In 2020, the landscape is very different. The US has already recognized the Taliban as a legitimate stakeholder in the future of Afghanistan through their peace deal signed earlier this year. Russia, China and Iran have all built bridges with the Taliban, each trying to secure its strategic and economic interests in a future Afghanistan in exchange for aid and legitimacy.

India, too, has made initial attempts at networking with the Taliban but its efforts are nascent compared with Russia’s or China’s. Russia has worked with the group to take on their common enemy — the Islamic State. China has promised to build six-lane highways and other infrastructure in Taliban-controlled areas in exchange for peace. According to US intelligence reports, Iran has paid bounties to Taliban fighters to target American soldiers in Afghanistan.

New Delhi still has an opportunity. Unlike in the 1990s, the Taliban is, this time, likely to want to use their myriad regional and global relationships to reduce the dependence on Pakistan, the Taliban’s traditional benefactor. While Islamabad will almost certainly emerge as the most powerful foreign player in any Taliban-led dispensation, the latter have made clear that they want to balance those ties with relationships with others — including India.

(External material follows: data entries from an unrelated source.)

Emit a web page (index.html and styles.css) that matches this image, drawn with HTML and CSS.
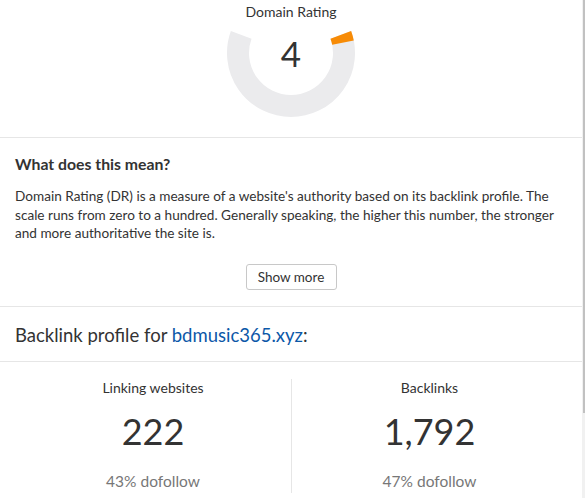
FILE: index.html
```html
<!DOCTYPE html>
<html>
<head>
<meta charset="utf-8">
<link rel="stylesheet" href="styles.css">
</head>
<body>
<div class="page">
  <section class="dr">
    <div class="dr-title">Domain Rating</div>
    <svg class="gauge" width="130" height="96" viewBox="0 0 130 96">
      <path d="M 114.8 12.87 A 53 53 0 1 1 15.2 12.87" fill="none" stroke="#ebebed" stroke-width="22"/>
      <path d="M 114.8 12.87 A 53 53 0 0 1 116.99 20.7" fill="none" stroke="#f78b06" stroke-width="22"/>
      <text x="65" y="45" text-anchor="middle" class="gauge-num">4</text>
    </svg>
  </section>
  <section class="meaning">
    <h3 class="meaning-title">What does this mean?</h3>
    <p class="meaning-text">Domain Rating (DR) is a measure of a website's authority based on its backlink profile. The scale runs from zero to a hundred. Generally speaking, the higher this number, the stronger and more authoritative the site is.</p>
    <div class="btn-row"><button class="btn">Show more</button></div>
  </section>
  <section class="profile">
    <h2 class="profile-title">Backlink profile for <a class="link" href="#">bdmusic365.xyz</a>:</h2>
  </section>
  <section class="stats">
    <div class="stat">
      <div class="stat-label">Linking websites</div>
      <div class="stat-num">222</div>
      <div class="stat-sub">43% dofollow</div>
    </div>
    <div class="stat stat-right">
      <div class="stat-label">Backlinks</div>
      <div class="stat-num">1,792</div>
      <div class="stat-sub">47% dofollow</div>
    </div>
  </section>
</div>
<div class="scrollbar"><div class="thumb"></div></div>
</body>
</html>
```

FILE: styles.css
```css
html, body {
  margin: 0;
  padding: 0;
  background: #fff;
}
body {
  font-family: Lato, "Open Sans", Arial, sans-serif;
  color: #333;
  overflow: hidden;
}
.page {
  width: 582px;
}
.dr {
  height: 137px;
  border-bottom: 1px solid #e6e6e6;
  display: flex;
  flex-direction: column;
  align-items: center;
}
.dr-title {
  margin-top: 3px;
  font-size: 14px;
  line-height: 18px;
  color: #333;
}
.gauge {
  display: block;
  margin-top: 1px;
}
.gauge-num {
  font-family: Lato, sans-serif;
  font-size: 35px;
  fill: #333;
}
.meaning {
  padding: 16px 15px 16px 15px;
  border-bottom: 1px solid #e6e6e6;
}
.meaning-title {
  margin: 0;
  font-size: 15.8px;
  line-height: 20px;
  font-weight: 700;
  color: #333;
}
.meaning-text {
  margin: 13px 0 0 0;
  font-size: 13.6px;
  line-height: 18.7px;
  color: #333;
}
.btn-row {
  display: flex;
  justify-content: center;
  margin-top: 21px;
}
.btn {
  font-family: Lato, sans-serif;
  font-size: 13.5px;
  color: #333;
  background: #fff;
  border: 1px solid #c8c8c8;
  border-radius: 3px;
  width: 91px;
  height: 26px;
  padding: 0;
}
.profile {
  padding: 16px 15px 14px 15px;
  border-bottom: 1px solid #e6e6e6;
}
.profile-title {
  margin: 0;
  font-size: 18.5px;
  line-height: 24px;
  font-weight: 400;
  color: #333;
}
.link {
  color: #0c58a8;
  text-decoration: none;
}
.stats {
  display: grid;
  grid-template-columns: 1fr 1fr;
  padding: 17px 15px 0 15px;
}
.stat {
  display: flex;
  flex-direction: column;
  align-items: center;
  height: 114px;
}
.stat-right {
  border-left: 1px solid #e6e6e6;
}
.stat-label {
  font-size: 14px;
  line-height: 18px;
  color: #333;
}
.stat-num {
  margin-top: 12px;
  font-size: 36px;
  line-height: 44px;
  color: #333;
}
.stat-sub {
  margin-top: 18px;
  font-size: 15.5px;
  line-height: 20px;
  color: #777;
}
.scrollbar {
  position: fixed;
  top: 0;
  right: 0;
  width: 3px;
  height: 100%;
  background: #f1f1f1;
}
.thumb {
  width: 2px;
  height: 413px;
  margin-left: 1px;
  background: #c1c1c1;
}
```
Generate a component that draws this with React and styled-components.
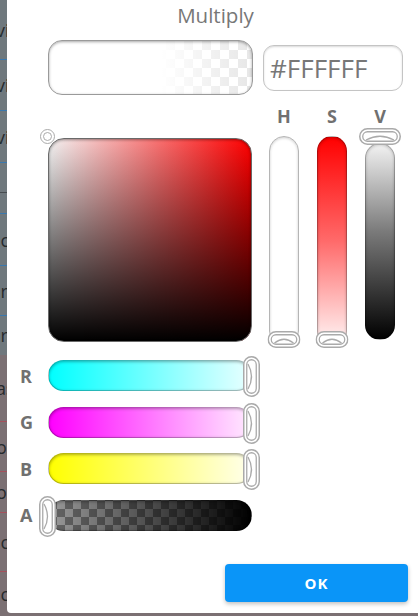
import styled, { createGlobalStyle } from "styled-components";

const GlobalStyle = createGlobalStyle`
  html, body {
    margin: 0;
    padding: 0;
    background: #5f5a5c;
  }
  body {
    font-family: "Open Sans", "Noto Sans", sans-serif;
  }
`;

const checker = (a, b, size) =>
  `conic-gradient(${a} 25%, ${b} 0 50%, ${a} 0 75%, ${b} 0) 0 0 / ${size}px ${size}px`;

const Screen = styled.div`
  position: relative;
  width: 418px;
  height: 616px;
  overflow: hidden;
  background: #5f5a5c;
`;

// list that sits behind the dimmed modal
const BehindList = styled.div`
  display: flex;
  flex-direction: column;
  width: 100%;
`;

const BehindRow = styled.div`
  height: ${(p) => p.$h}px;
  box-sizing: border-box;
  display: flex;
  align-items: center;
  background: ${(p) => (p.$warm ? "#7b7073" : "#6f787d")};
  border-bottom: 1px solid ${(p) => p.$line};
  font-size: 18px;
  color: #262a2d;
  overflow: hidden;
  white-space: nowrap;
`;

const BehindText = styled.span`
  margin-left: -4px;
`;

const Dialog = styled.div`
  position: absolute;
  left: 7px;
  top: 0;
  right: 0;
  height: 613px;
  background: #fff;
  border-bottom-left-radius: 4px;
  display: flex;
  flex-direction: column;
`;

const Title = styled.div`
  height: 30px;
  line-height: 30px;
  text-align: center;
  font-size: 20.5px;
  color: #777;
  padding-left: 6px;
`;

const TopRow = styled.div`
  display: flex;
  align-items: center;
  gap: 10px;
  margin-top: 10px;
  padding-left: 41px;
`;

const Preview = styled.div`
  width: 205px;
  height: 55px;
  box-sizing: border-box;
  border-radius: 14px;
  border: 1px solid #9a9a9a;
  box-shadow: inset 0 1px 3px rgba(0, 0, 0, 0.35);
  background: linear-gradient(to right, #fff 55%, rgba(255, 255, 255, 0.1) 100%),
    ${checker("#e4e4e4", "#fff", 18)};
`;

const HexField = styled.div`
  width: 140px;
  height: 46px;
  box-sizing: border-box;
  border-radius: 11px;
  border: 1px solid #c4c4c4;
  box-shadow: inset 0 1px 2px rgba(0, 0, 0, 0.15);
  display: flex;
  align-items: center;
  padding-left: 6px;
  font-size: 26px;
  color: #777;
`;

const PickerRow = styled.div`
  display: flex;
  align-items: flex-start;
  margin-top: 11px;
  padding-left: 41px;
`;

const SVBox = styled.div`
  position: relative;
  width: 204px;
  height: 204px;
  margin-top: 32px;
  box-sizing: border-box;
  border-radius: 16px;
  border: 1px solid #6a6a6a;
  box-shadow: inset 0 1px 3px rgba(0, 0, 0, 0.4);
  background: linear-gradient(to top, #000, rgba(0, 0, 0, 0)),
    linear-gradient(to right, #f4f4f4, #f00);
`;

const SVKnob = styled.div`
  position: absolute;
  left: -9px;
  top: -10px;
  width: 15px;
  height: 15px;
  box-sizing: border-box;
  border-radius: 50%;
  border: 1.5px solid #aaa;
  background: #fff;
  &::after {
    content: "";
    position: absolute;
    inset: 2px;
    border-radius: 50%;
    border: 1.5px solid #aaa;
  }
`;

const Channels = styled.div`
  display: flex;
  gap: 18px;
  margin-left: 17px;
`;

const Channel = styled.div`
  display: flex;
  flex-direction: column;
  align-items: center;
  width: 30px;
`;

const ChannelLabel = styled.div`
  height: 20px;
  line-height: 20px;
  font-size: 18px;
  font-weight: 700;
  color: #707070;
`;

const VTrack = styled.div`
  position: relative;
  width: 30px;
  height: ${(p) => p.$h}px;
  margin-top: ${(p) => p.$top}px;
  box-sizing: border-box;
  border-radius: 15px;
  border: 1px solid ${(p) => p.$edge || "rgba(0, 0, 0, 0.3)"};
  box-shadow: inset 0 1px 3px rgba(0, 0, 0, 0.2);
  background: ${(p) => p.$fill};
`;

const VKnobWrap = styled.div`
  position: absolute;
  left: 50%;
  transform: translateX(-50%);
  ${(p) => (p.$at === "top" ? "top: -16px;" : "bottom: -3px;")}
  display: flex;
`;

const RgbaList = styled.div`
  display: flex;
  flex-direction: column;
  gap: 15.5px;
  margin-top: 14px;
`;

const RgbaRow = styled.div`
  display: flex;
  align-items: center;
`;

const RgbaLabel = styled.div`
  width: 41px;
  box-sizing: border-box;
  padding-left: 13px;
  font-size: 18px;
  font-weight: 700;
  color: #707070;
`;

const HTrack = styled.div`
  position: relative;
  width: 204px;
  height: 31px;
  box-sizing: border-box;
  border-radius: 15.5px;
  border: 1px solid rgba(0, 0, 0, 0.28);
  box-shadow: inset 0 1px 3px rgba(0, 0, 0, 0.3);
  background: ${(p) => p.$fill};
`;

const HKnobWrap = styled.div`
  position: absolute;
  top: -5px;
  ${(p) => (p.$at === "start" ? "left: -10px;" : "right: -9px;")}
  display: flex;
`;

const Footer = styled.div`
  display: flex;
  justify-content: flex-end;
  margin-top: 33px;
  padding-right: 10px;
`;

const OkButton = styled.button`
  width: 183px;
  height: 38px;
  border: none;
  border-radius: 4px;
  background: #0a95f8;
  color: #fff;
  font-family: "Open Sans", sans-serif;
  font-size: 15px;
  font-weight: 700;
  letter-spacing: 1px;
  box-shadow: 0 2px 4px rgba(0, 0, 0, 0.25);
`;

// horizontal stadium grip used on the vertical tracks
const VGrip = ({ width }) => (
  <svg width={width} height="17" viewBox={`0 0 ${width} 17`}>
    <rect x="0.75" y="0.75" width={width - 1.5} height="15.5" rx="7.75" fill="#fff" stroke="#aaa" strokeWidth="1.5" />
    <rect x="3.75" y="3.75" width={width - 7.5} height="9.5" rx="4.75" fill="none" stroke="#aaa" strokeWidth="1.3" />
    <path d={`M7 12 Q ${width / 2} 4.5 ${width - 7} 12`} fill="none" stroke="#aaa" strokeWidth="1.3" />
  </svg>
);

// vertical stadium grip used on the horizontal tracks
const HGrip = () => (
  <svg width="17" height="41" viewBox="0 0 17 41">
    <rect x="0.75" y="0.75" width="15.5" height="39.5" rx="7.75" fill="#fff" stroke="#aaa" strokeWidth="1.5" />
    <rect x="3.75" y="3.75" width="9.5" height="33.5" rx="4.75" fill="none" stroke="#aaa" strokeWidth="1.3" />
    <path d="M5 8 Q 12 20.5 5 33" fill="none" stroke="#aaa" strokeWidth="1.3" />
  </svg>
);

const behindRows = [
  { h: 60, t: "vi", line: "#3b78ad" },
  { h: 51, t: "vi", line: "#3b78ad" },
  { h: 52, t: "vi", line: "#3b78ad" },
  { h: 30, t: "", line: "#474c50" },
  { h: 21, t: "", line: "#3b78ad" },
  { h: 52, t: "ic", line: "#3b78ad" },
  { h: 50, t: "ir", line: "#3b78ad" },
  { h: 39, t: "ir", line: "#6f787d" },
  { h: 67, t: "as", line: "#a5505c", warm: true },
  { h: 50, t: "or", line: "#a5505c", warm: true },
  { h: 41, t: "or", line: "#a5505c", warm: true },
  { h: 59, t: "ic", line: "#a5505c", warm: true },
  { h: 44, t: "ic", line: "#7b7073", warm: true },
];

const rgba = [
  { label: "R", fill: "linear-gradient(to right, #00ffff, #e9ffff)", at: "end" },
  { label: "G", fill: "linear-gradient(to right, #ff00ff, #ffeaff)", at: "end" },
  { label: "B", fill: "linear-gradient(to right, #ffff00, #ffffec)", at: "end" },
  {
    label: "A",
    fill: `linear-gradient(to right, rgba(0,0,0,0), rgba(0,0,0,0.55) 55%, #000), ${checker("#9a9a9a", "#666", 16)}`,
    at: "start",
  },
];

const App = () => {
  return (
    <Screen>
      <GlobalStyle />
      <BehindList>
        {behindRows.map((r, i) => (
          <BehindRow key={i} $h={r.h} $line={r.line} $warm={r.warm}>
            <BehindText>{r.t}</BehindText>
          </BehindRow>
        ))}
      </BehindList>

      <Dialog>
        <Title>Multiply</Title>

        <TopRow>
          <Preview />
          <HexField>#FFFFFF</HexField>
        </TopRow>

        <PickerRow>
          <SVBox>
            <SVKnob />
          </SVBox>
          <Channels>
            <Channel>
              <ChannelLabel>H</ChannelLabel>
              <VTrack $top={10} $h={210} $fill="#fff" $edge="#b5b5b5">
                <VKnobWrap $at="bottom">
                  <VGrip width={33} />
                </VKnobWrap>
              </VTrack>
            </Channel>
            <Channel>
              <ChannelLabel>S</ChannelLabel>
              <VTrack $top={10} $h={210} $fill="linear-gradient(to bottom, #ff0000, #ff6a6a 50%, #fff6f6)">
                <VKnobWrap $at="bottom">
                  <VGrip width={33} />
                </VKnobWrap>
              </VTrack>
            </Channel>
            <Channel>
              <ChannelLabel>V</ChannelLabel>
              <VTrack $top={17} $h={197} $fill="linear-gradient(to bottom, #f2f2f2, #7a7a7a 45%, #000)">
                <VKnobWrap $at="top">
                  <VGrip width={42} />
                </VKnobWrap>
              </VTrack>
            </Channel>
          </Channels>
        </PickerRow>

        <RgbaList>
          {rgba.map((c) => (
            <RgbaRow key={c.label}>
              <RgbaLabel>{c.label}</RgbaLabel>
              <HTrack $fill={c.fill}>
                <HKnobWrap $at={c.at}>
                  <HGrip />
                </HKnobWrap>
              </HTrack>
            </RgbaRow>
          ))}
        </RgbaList>

        <Footer>
          <OkButton>OK</OkButton>
        </Footer>
      </Dialog>
    </Screen>
  );
};

export default App;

In May, the Taliban even indicated that they might allow India to treat Kashmir as its “internal” matter, a break from the group’s past position.

Yet senior officials confirm that New Delhi is yet to make deep breakthroughs in cultivating senior Taliban leaders as a buffer against Pakistani influence. That needs to change if India is to have a meaningful voice in Afghanistan. Yes, it’s important to focus on the border tensions with China. But it would be a mistake to take one’s eyes off Afghanistan. That’s where the future of South Asia might well be decided.